When that infrastructure is damaged, the damage is not evenly distributed. People who are aware of synthetic media capabilities become more skeptical — sometimes appropriately, sometimes in ways that introduce friction and suspicion into interactions that are entirely genuine. People who are not aware remain vulnerable in ways they don’t know to guard against.
There is a term that has gained currency in discussions of synthetic media’s societal impact: the liar’s dividend. It refers to the benefit that accrues to anyone who wants to deny the authenticity of something real. In a world where synthetic media is known to exist and known to be convincing, a genuine recording can be credibly challenged as fabricated. A real conversation can be dismissed as generated. Authentic evidence can be clouded by the mere possibility of inauthenticity. The liar’s dividend means that the damage synthetic media does to trust is not limited to the fake content it produces. It extends to genuine content, which now carries a burden of proof it never previously had to meet.

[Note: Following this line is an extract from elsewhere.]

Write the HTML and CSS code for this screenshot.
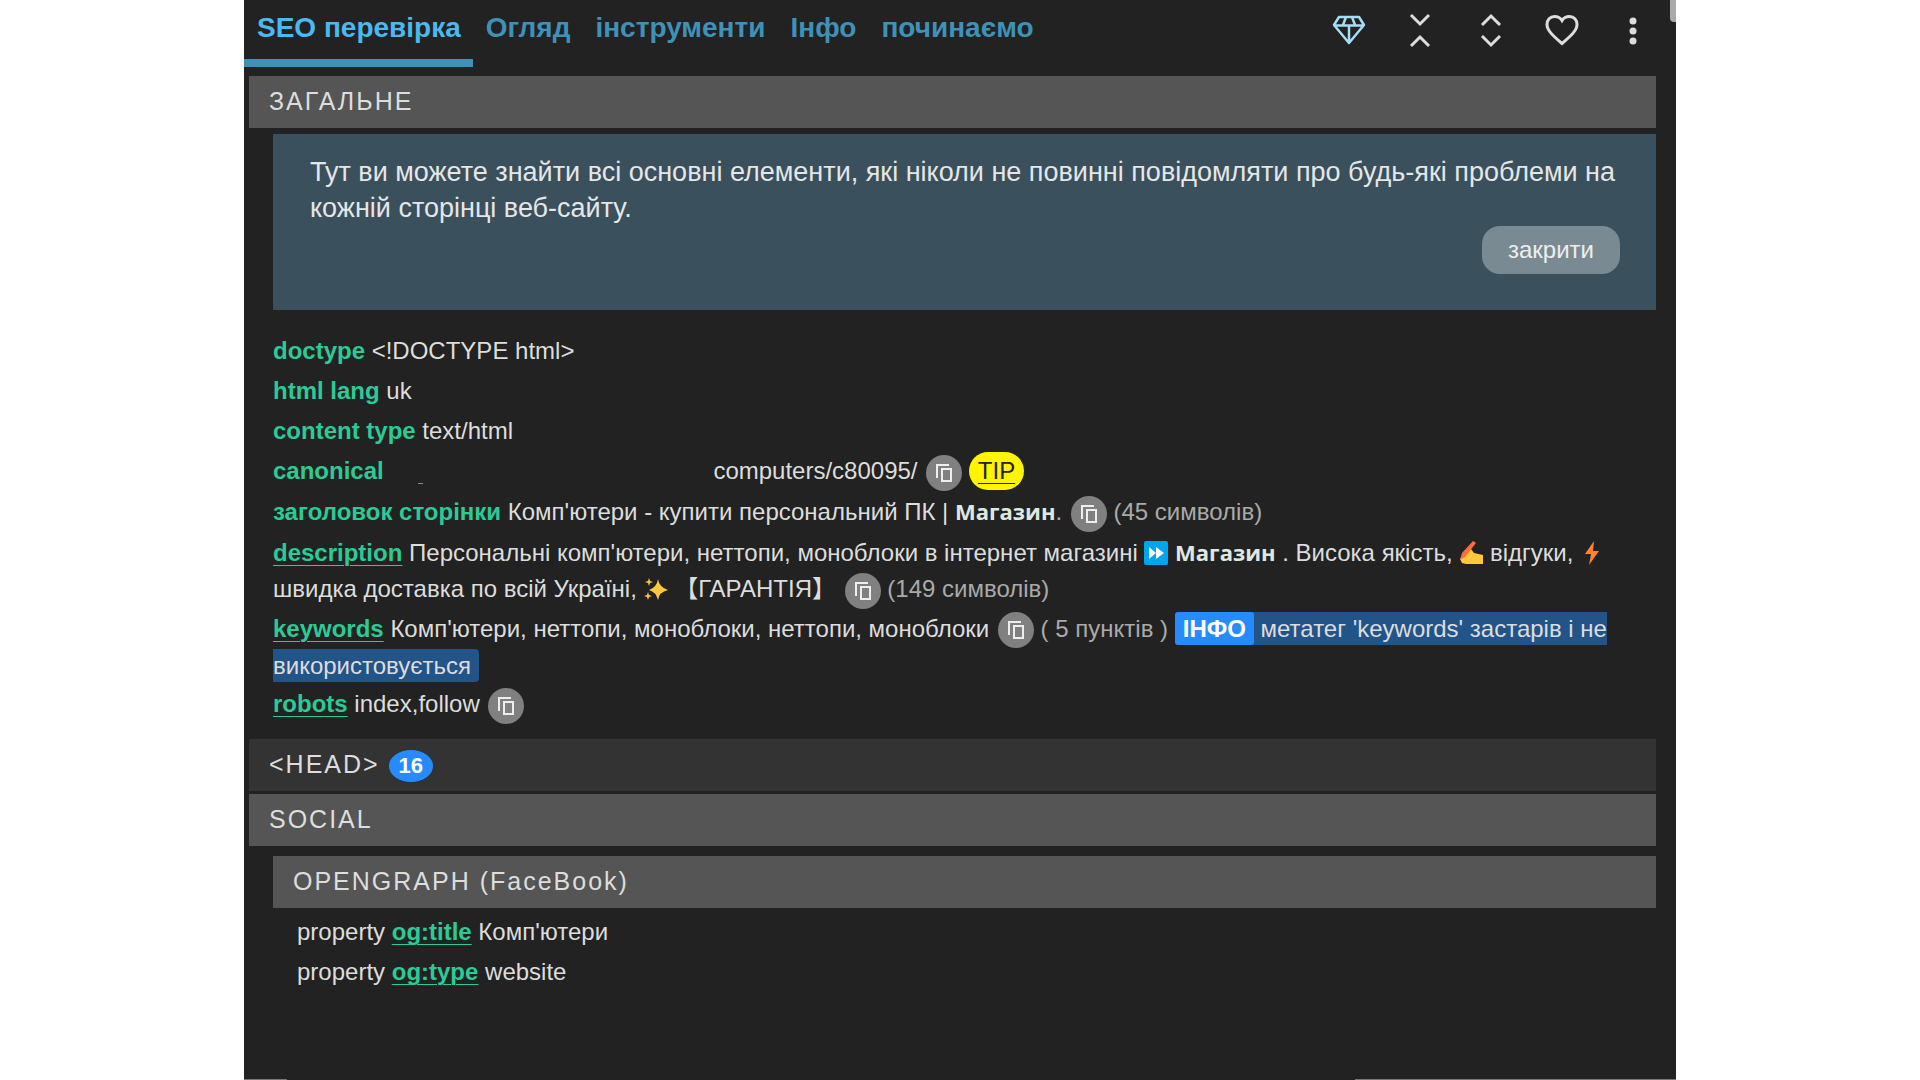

What Individuals Can Do — And What They Cannot
It would be irresponsible to describe the erosion of sensory verification without acknowledging what individuals can reasonably do in response — and equally irresponsible to overstate what individual action can accomplish against a structural shift of this magnitude.
What individuals can do is develop verification habits that do not depend on sensory confirmation alone. Establishing safe words or challenge questions with family members — agreed-upon phrases that must be provided in any emergency communication before money or sensitive information changes hands — is a low-friction protocol that defeats voice cloning in the specific context where it is most commonly deployed against individuals. Calling back on a number independently verified rather than one provided by the caller defeats spoofed caller ID. Treating any unexpected request for financial action — regardless of how familiar the requester sounds or appears — as requiring a secondary verification step through a channel established in advance adds a layer that current technology cannot easily defeat.
What individuals cannot do, alone, is restore the institutional infrastructure of trust that synthetic media is undermining. That requires responses at a scale that individuals cannot provide — technical standards for media authentication, legal frameworks that address synthetic identity and synthetic evidence, regulatory requirements for institutions that rely on audio and video verification, and investment in detection capabilities that can keep pace with generation capabilities.
Those responses are beginning to develop. The pace at which they develop relative to the pace at which the underlying technology advances will determine, in significant measure, how much damage is done in the interval.
The Question That Remains
There is a question that fraud investigators, technology researchers, legal scholars, and policy professionals are all, in their different ways, working toward answering. It is not a comfortable question, and honest engagement with it does not produce a comfortable answer.
If the voice can be cloned, the face can be replaced, the writing style can be replicated, the contact information can be spoofed, and the institutional appearance can be fabricated — what, exactly, are you verifying when you try to verify something?
The answer, increasingly, is that verification requires moving beyond sensory confirmation toward structural protocols — challenge questions, out-of-band confirmation, pre-established safe words, cryptographic authentication — that do not depend on the authenticity of what you see and hear in the moment. That shift in verification philosophy is straightforward to describe and genuinely difficult to implement at the scale of daily human interaction.
It is, nonetheless, the direction things are moving. The alternative — continuing to treat sensory experience as sufficient verification in a world where sensory experience can be fabricated with increasing ease — is not a stable position. It is a posture that the technology has already begun to defeat, and that it will defeat more completely as capabilities continue to advance.
The fraud operations examined in this series are not the cause of this problem. They are the earliest and most aggressive exploiters of it. The problem itself is structural, technological, and — in the absence of responses proportionate to its scale — generational.